By Lisa Lambert
WASHINGTON (Reuters) - Public schools around the United States are still waiting to feel the recovery from an economic recession that officially ended four years ago, mostly because states have kept education spending low and property taxes remain depressed, according to a report released on Thursday.
At least 34 states are providing less funding per student in the current school year than before the recession hit. Moreover, at least 15 have lower funding than a year ago, according to the liberal-leaning Center on Budget and Policy Priorities, which closely tracks state spending.
That creates a serious dent in local school budgets: states provide 44 percent of the country's total education funding.
Districts are struggling to make up for the losses as local property taxes, their primary source of revenue, stay down. Localities collected 2.1 percent less in property tax revenue in the year ending in March than in the previous year, according to the CBPP.
Last month, the Chicago Board of Education, which runs the nation's third largest public school system, had to tap its budget reserves to cover a $1 billion deficit caused by climbing pension payments and salaries and by declining revenues.
Philadelphia's school district is counting on a $45 million state grant to help it cover a $100 million shortfall, which the governor will not release unless teachers make concessions in a new labor pact.
The report comes amid shaky prospects for federal education funding. The U.S. government only provides 5 percent of school money nationwide, but some districts rely heavily on special grant programs that are subject to the automatic spending cuts known as sequestration.

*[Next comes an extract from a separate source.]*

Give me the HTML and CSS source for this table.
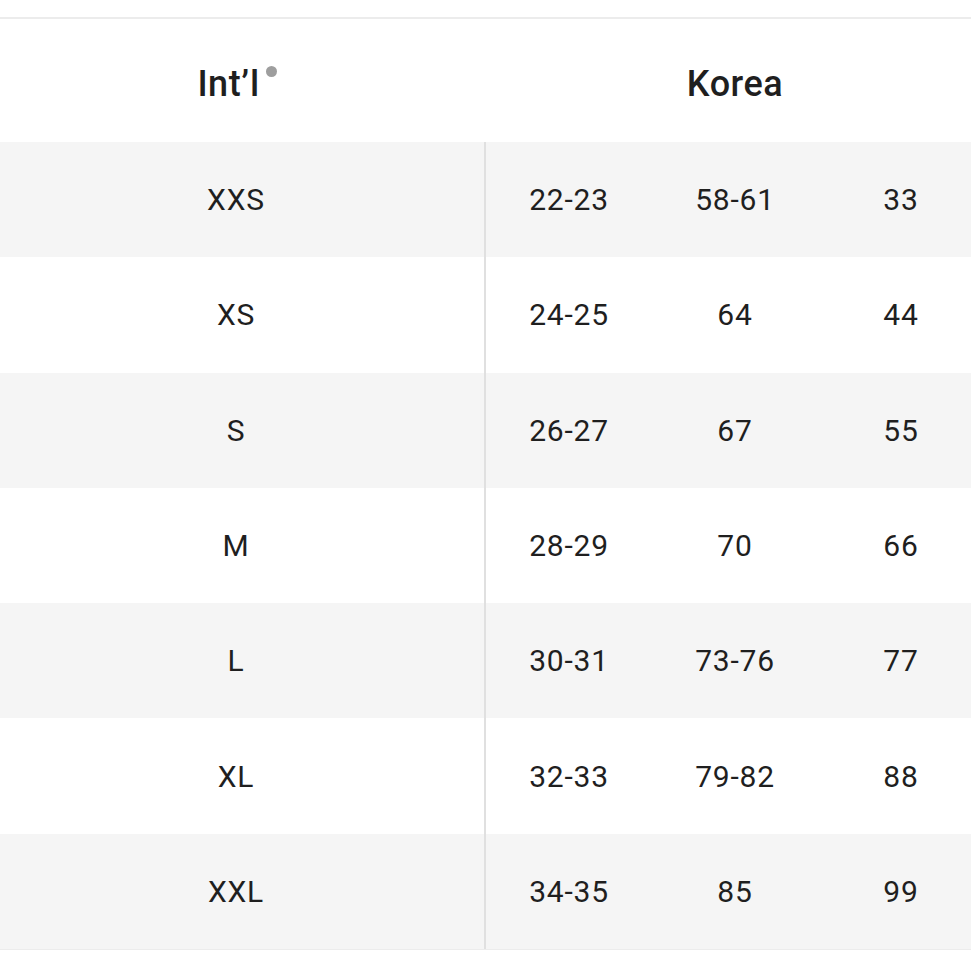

At the same time, Congress has failed to pass a new version of the school funding law known as No Child Left Behind, and critics say that amounts distributed through President Barack Obama's No Child Left Behind grants are too low.

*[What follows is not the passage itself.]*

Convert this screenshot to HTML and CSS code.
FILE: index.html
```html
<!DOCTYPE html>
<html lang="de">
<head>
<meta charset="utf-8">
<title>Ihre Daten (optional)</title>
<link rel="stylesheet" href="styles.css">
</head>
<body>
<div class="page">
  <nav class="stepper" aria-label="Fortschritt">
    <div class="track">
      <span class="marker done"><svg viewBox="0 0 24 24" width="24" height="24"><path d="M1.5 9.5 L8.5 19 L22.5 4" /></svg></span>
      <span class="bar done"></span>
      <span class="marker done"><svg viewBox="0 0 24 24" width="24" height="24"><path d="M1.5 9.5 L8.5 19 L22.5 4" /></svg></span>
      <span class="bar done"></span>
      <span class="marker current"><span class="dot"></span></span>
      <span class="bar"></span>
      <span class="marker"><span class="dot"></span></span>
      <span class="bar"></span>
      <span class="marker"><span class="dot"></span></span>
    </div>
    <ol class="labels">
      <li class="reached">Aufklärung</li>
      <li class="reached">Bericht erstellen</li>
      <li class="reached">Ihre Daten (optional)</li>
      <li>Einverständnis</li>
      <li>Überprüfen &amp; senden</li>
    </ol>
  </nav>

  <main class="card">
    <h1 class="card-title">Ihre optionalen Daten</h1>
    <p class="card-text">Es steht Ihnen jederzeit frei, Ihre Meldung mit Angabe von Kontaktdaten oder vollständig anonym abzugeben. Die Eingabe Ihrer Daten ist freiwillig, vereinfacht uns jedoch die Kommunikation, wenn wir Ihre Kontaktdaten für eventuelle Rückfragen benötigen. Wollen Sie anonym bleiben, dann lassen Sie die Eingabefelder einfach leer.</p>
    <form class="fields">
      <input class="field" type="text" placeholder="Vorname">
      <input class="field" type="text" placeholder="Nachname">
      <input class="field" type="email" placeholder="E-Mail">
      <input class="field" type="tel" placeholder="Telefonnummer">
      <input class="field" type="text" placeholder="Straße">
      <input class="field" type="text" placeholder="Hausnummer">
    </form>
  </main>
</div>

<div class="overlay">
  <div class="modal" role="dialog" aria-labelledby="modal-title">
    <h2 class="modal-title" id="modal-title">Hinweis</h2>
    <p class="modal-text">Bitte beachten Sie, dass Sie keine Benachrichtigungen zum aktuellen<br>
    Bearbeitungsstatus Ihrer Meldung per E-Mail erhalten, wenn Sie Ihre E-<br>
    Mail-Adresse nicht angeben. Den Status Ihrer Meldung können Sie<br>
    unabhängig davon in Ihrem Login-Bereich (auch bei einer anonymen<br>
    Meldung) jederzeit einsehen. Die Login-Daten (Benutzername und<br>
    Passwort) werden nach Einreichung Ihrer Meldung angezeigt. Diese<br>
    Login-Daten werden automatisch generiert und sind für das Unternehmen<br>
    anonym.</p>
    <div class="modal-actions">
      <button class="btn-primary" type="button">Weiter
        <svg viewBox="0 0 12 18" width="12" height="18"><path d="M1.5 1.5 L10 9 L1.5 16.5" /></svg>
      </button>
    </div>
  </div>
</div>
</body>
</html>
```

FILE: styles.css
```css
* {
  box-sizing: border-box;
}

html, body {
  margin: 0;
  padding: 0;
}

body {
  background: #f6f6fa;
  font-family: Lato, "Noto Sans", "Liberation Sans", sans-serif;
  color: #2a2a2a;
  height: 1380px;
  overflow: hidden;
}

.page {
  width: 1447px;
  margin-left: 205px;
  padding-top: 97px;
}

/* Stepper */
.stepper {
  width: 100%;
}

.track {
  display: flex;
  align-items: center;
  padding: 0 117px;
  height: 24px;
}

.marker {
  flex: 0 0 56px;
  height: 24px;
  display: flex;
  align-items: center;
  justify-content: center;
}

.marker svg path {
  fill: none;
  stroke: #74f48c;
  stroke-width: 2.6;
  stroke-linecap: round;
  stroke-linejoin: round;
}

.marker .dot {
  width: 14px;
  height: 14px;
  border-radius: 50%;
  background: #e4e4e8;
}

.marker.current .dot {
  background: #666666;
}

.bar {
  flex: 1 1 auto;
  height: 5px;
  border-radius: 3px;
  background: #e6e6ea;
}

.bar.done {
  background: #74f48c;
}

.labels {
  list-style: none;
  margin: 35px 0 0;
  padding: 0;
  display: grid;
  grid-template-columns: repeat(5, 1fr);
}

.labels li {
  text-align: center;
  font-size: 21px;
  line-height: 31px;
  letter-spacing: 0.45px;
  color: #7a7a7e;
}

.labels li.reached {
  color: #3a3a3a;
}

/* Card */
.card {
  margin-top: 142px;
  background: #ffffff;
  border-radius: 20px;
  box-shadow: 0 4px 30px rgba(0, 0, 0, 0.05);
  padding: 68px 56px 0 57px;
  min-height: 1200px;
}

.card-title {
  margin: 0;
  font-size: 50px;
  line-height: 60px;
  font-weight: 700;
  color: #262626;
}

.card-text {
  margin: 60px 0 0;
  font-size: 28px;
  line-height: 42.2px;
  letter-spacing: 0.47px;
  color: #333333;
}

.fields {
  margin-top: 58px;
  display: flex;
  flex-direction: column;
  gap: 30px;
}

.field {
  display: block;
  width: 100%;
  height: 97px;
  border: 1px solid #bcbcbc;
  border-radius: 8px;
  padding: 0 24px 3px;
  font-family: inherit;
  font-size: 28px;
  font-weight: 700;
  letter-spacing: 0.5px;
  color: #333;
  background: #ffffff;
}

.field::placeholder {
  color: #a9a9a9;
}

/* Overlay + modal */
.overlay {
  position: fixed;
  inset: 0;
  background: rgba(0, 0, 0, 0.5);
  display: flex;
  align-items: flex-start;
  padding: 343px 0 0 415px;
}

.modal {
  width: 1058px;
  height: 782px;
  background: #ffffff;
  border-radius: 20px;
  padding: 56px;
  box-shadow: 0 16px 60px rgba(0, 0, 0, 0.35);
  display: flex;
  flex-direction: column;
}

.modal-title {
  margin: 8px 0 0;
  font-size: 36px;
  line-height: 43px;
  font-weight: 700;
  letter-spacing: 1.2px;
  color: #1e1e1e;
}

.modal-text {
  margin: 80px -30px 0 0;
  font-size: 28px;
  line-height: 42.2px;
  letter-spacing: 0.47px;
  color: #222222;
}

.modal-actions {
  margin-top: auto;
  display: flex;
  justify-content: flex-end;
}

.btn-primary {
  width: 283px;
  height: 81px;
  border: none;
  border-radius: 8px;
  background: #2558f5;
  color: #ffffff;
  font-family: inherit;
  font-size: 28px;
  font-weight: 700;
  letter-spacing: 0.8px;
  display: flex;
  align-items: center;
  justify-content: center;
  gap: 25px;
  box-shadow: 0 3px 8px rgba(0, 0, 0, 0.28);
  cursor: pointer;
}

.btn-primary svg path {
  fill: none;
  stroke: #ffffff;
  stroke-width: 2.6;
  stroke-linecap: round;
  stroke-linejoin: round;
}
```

Alabama and Oklahoma have each cut per-student school funding by more than 20 percent since the start of the recession, according to the report. In Arizona, Kansas, Idaho, South Carolina and Wisconsin spending is down more than 15 percent. Altogether 13 states, including California, have reduced spending by more than 10 percent.
In November, California voters approved sending schools more money, and CBPP emphasized that schools there "have experienced a significant improvement in their finances in the last year, largely because of the ballot measure's enactment."
PUMPED UP SCHOOL SPENDING
As their revenues began falling from the recession, many states tried to protect education and cut other areas first. The 2009 federal economic stimulus plan provided aid specifically for schools. But states' revenues had not recovered by the time the plan's funds ran out, and most places ultimately cut education to help balance their budgets.
State revenues have now increased for 14 quarters, and in most places exceed prerecession levels.
Some governors and statehouses have pumped up school spending for the school year that recently started, albeit cautiously.
New Mexico increased its spending by $72 per student, "not nearly enough to offset the state's $946 per-pupil cut over the previous four years," CBPP found. Similarly, Maine pushed up funding by $68 per pupil this year after cutting $465 per student the previous years.
In their budgets for the fiscal year that started in July, states kept total spending below prerecession levels and primarily used their surpluses to rebuild rainy day funds, according to the National Governors Association and the National Association of State Budget Officers.
CBPP's findings follow other indicators showing school spending remains constrained. Recently, the U.S. Census reported that in 2011, state spending for elementary and secondary schools fell 1.3 percent from the year before.
In one bright spot, the federal government recently reported that local education gained 20,100 jobs in August, taking the total to 7.795 million. That is still 324,200 jobs below the peak of local education employment in July 2008.